Records for the task »
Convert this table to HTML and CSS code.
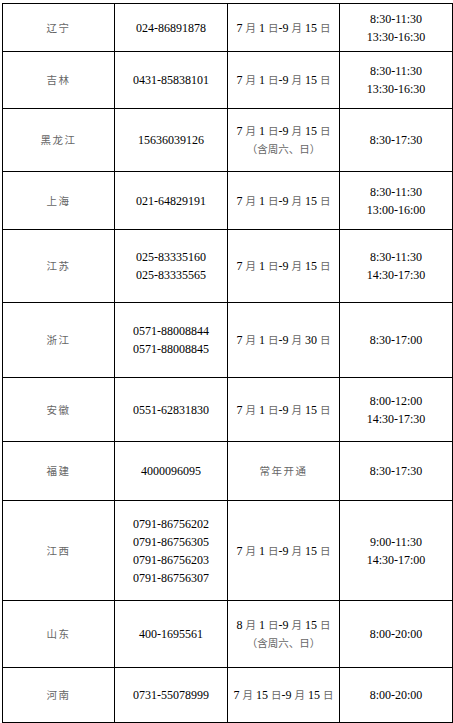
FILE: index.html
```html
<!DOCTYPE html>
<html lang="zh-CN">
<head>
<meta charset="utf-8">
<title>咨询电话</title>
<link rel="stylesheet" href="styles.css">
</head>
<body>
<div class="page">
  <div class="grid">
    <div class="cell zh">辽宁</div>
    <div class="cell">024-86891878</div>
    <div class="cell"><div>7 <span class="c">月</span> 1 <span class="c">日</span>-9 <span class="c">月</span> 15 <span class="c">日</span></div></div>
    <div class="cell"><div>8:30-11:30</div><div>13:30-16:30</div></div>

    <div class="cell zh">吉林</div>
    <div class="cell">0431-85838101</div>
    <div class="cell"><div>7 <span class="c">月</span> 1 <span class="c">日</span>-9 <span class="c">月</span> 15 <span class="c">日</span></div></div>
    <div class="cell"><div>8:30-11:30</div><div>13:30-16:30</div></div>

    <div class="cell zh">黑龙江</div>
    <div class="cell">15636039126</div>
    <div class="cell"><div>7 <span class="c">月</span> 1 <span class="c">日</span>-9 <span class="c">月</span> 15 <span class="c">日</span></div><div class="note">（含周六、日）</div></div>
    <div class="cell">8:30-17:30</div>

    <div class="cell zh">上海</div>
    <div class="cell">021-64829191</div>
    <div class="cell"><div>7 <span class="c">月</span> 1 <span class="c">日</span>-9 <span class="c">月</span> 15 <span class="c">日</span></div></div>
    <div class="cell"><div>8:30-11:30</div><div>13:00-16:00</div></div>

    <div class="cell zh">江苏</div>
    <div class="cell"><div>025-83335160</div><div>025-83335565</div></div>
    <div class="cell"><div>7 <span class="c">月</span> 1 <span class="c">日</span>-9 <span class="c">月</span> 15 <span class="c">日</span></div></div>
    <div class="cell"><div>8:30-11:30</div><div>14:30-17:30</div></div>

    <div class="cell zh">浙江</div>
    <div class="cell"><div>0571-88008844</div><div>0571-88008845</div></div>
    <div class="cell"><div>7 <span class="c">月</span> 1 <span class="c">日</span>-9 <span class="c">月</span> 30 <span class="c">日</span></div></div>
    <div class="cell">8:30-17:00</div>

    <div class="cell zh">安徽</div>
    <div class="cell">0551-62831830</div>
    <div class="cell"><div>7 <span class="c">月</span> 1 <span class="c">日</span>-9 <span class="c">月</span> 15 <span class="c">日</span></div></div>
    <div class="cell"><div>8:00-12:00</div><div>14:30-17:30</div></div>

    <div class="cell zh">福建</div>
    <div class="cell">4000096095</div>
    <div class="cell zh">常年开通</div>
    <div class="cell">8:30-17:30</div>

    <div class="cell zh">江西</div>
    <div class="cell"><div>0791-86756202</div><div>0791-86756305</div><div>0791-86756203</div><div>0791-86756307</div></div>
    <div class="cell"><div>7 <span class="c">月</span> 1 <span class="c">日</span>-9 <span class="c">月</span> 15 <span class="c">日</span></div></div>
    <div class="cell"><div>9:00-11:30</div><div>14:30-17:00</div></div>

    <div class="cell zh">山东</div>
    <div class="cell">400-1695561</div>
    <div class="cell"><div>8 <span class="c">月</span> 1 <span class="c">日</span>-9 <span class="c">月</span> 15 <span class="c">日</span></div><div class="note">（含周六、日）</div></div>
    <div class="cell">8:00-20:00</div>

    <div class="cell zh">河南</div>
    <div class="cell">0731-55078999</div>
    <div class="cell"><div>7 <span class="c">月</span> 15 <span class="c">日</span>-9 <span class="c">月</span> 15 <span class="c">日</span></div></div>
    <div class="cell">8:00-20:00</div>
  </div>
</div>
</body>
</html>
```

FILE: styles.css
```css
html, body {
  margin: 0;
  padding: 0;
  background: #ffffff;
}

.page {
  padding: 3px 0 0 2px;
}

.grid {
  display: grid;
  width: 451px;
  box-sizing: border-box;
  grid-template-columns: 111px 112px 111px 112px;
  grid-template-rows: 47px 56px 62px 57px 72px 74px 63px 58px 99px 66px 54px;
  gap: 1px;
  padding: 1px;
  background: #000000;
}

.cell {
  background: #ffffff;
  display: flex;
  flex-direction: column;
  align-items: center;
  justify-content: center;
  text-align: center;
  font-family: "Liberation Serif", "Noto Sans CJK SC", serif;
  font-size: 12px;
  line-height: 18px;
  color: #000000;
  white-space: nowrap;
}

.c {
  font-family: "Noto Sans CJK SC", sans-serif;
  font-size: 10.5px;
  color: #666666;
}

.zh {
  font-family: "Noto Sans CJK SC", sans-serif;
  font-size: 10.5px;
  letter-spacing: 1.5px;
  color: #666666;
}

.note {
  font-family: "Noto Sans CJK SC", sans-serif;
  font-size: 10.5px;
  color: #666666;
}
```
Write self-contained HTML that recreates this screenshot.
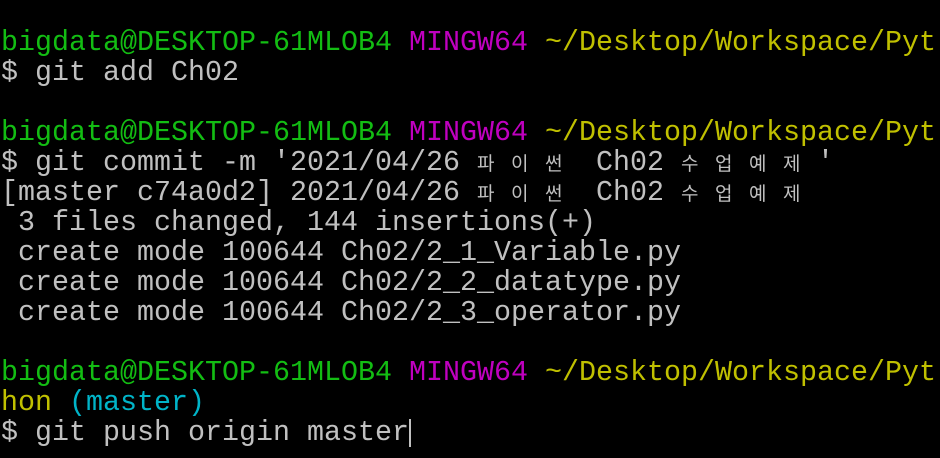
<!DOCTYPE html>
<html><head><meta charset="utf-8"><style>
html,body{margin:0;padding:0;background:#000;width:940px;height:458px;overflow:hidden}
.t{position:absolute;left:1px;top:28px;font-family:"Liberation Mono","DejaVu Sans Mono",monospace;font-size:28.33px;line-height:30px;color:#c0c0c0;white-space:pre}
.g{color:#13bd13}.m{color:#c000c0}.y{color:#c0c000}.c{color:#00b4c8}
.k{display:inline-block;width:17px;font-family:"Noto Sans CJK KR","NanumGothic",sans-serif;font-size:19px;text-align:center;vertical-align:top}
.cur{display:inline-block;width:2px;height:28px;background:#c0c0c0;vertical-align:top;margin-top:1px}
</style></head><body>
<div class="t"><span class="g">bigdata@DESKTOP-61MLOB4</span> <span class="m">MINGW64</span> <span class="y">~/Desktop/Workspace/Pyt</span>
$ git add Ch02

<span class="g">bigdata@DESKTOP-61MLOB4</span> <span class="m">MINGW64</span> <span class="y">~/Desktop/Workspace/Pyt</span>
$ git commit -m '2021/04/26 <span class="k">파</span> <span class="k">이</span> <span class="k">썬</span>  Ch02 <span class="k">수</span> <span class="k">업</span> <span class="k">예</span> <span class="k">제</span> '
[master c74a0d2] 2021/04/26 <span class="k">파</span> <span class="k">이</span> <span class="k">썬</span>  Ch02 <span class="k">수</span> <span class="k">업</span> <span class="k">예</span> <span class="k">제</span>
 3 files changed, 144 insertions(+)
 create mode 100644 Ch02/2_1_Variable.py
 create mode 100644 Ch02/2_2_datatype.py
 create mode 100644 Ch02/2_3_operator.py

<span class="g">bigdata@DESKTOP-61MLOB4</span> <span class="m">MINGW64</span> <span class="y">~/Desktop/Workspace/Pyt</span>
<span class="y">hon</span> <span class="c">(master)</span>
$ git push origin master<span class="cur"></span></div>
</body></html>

What is required »
Could you quote, word for word, only the lines from the one containing "Write self-contained HTML" through the one containing "create mode 100644 Ch02/2_3_operator.py", both included, and leave out any pictures?

Output of the exercise »
Write self-contained HTML that recreates this screenshot.
<!DOCTYPE html>
<html><head><meta charset="utf-8"><style>
html,body{margin:0;padding:0;background:#000;width:940px;height:458px;overflow:hidden}
.t{position:absolute;left:1px;top:28px;font-family:"Liberation Mono","DejaVu Sans Mono",monospace;font-size:28.33px;line-height:30px;color:#c0c0c0;white-space:pre}
.g{color:#13bd13}.m{color:#c000c0}.y{color:#c0c000}.c{color:#00b4c8}
.k{display:inline-block;width:17px;font-family:"Noto Sans CJK KR","NanumGothic",sans-serif;font-size:19px;text-align:center;vertical-align:top}
.cur{display:inline-block;width:2px;height:28px;background:#c0c0c0;vertical-align:top;margin-top:1px}
</style></head><body>
<div class="t"><span class="g">bigdata@DESKTOP-61MLOB4</span> <span class="m">MINGW64</span> <span class="y">~/Desktop/Workspace/Pyt</span>
$ git add Ch02

<span class="g">bigdata@DESKTOP-61MLOB4</span> <span class="m">MINGW64</span> <span class="y">~/Desktop/Workspace/Pyt</span>
$ git commit -m '2021/04/26 <span class="k">파</span> <span class="k">이</span> <span class="k">썬</span>  Ch02 <span class="k">수</span> <span class="k">업</span> <span class="k">예</span> <span class="k">제</span> '
[master c74a0d2] 2021/04/26 <span class="k">파</span> <span class="k">이</span> <span class="k">썬</span>  Ch02 <span class="k">수</span> <span class="k">업</span> <span class="k">예</span> <span class="k">제</span>
 3 files changed, 144 insertions(+)
 create mode 100644 Ch02/2_1_Variable.py
 create mode 100644 Ch02/2_2_datatype.py
 create mode 100644 Ch02/2_3_operator.py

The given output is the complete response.